Please note that I'm familiar with semigroups and their generators. But I actually only know the definition of the operator exponential $e^{tT}$ for a bounded linear operator $T$. I guess the notation of the left-hand side in $(7)$ has to be understood with the "functional calculus" sense used in the spectral theorem for bounded linear self-adjoint operators ... But which bounded linear self-adjoint operator, corresponding to the Laplacian, are we considering here (if it's not $A$)?
$^1$ $A$ is certainly not compact and hence its spectrum $\sigma(A)$ should not be equal to the point spectrum $\sigma_p(A)$ (unless I'm terribly wrong). But that doesn't exclude the possibility that $\sigma_p(A)$ is countable ... So, maybe we can actually show that $\sigma_p(A)\setminus\{0\}=\{\lambda_i:i\in I\}$.
Q1: the range of $S$ is $H^1_0$, which is dense in $L^2$, so the sum (2) has to be an infinite sum.
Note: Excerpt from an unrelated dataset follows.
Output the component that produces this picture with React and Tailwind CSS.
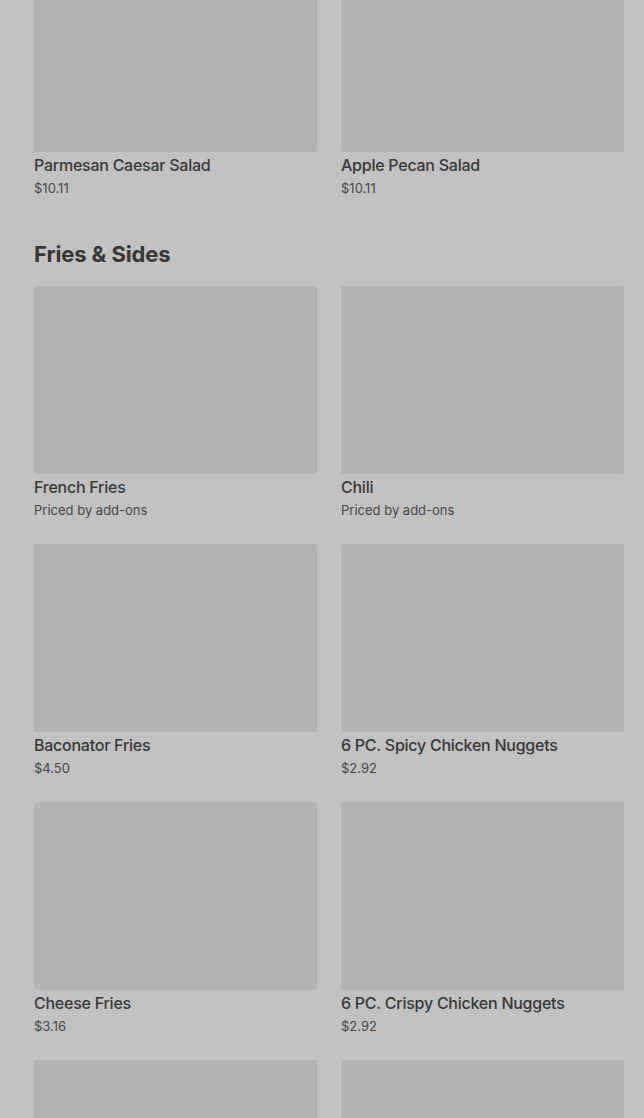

(3) makes no sense as $e_i\not\in C_c^\infty$ in general
Q2: The difference between (5) and the eigenvalues of $S$ is: (5) means $$ \int_\Omega \nabla u\nabla v = \lambda \int_\Omega \nabla u\nabla v + uv \quad \forall v\in H^1_0(\Omega) $$ while the eigenvalues of $S$ are defined by $$ \int_\Omega \nabla u\nabla v = \lambda \int_\Omega uv\quad \forall v\in H^1_0(\Omega). $$ The difference is in the inner products to form the right-hand side. $S$ is compact, but $A:H^1_0\to H^1_0$ is bijective.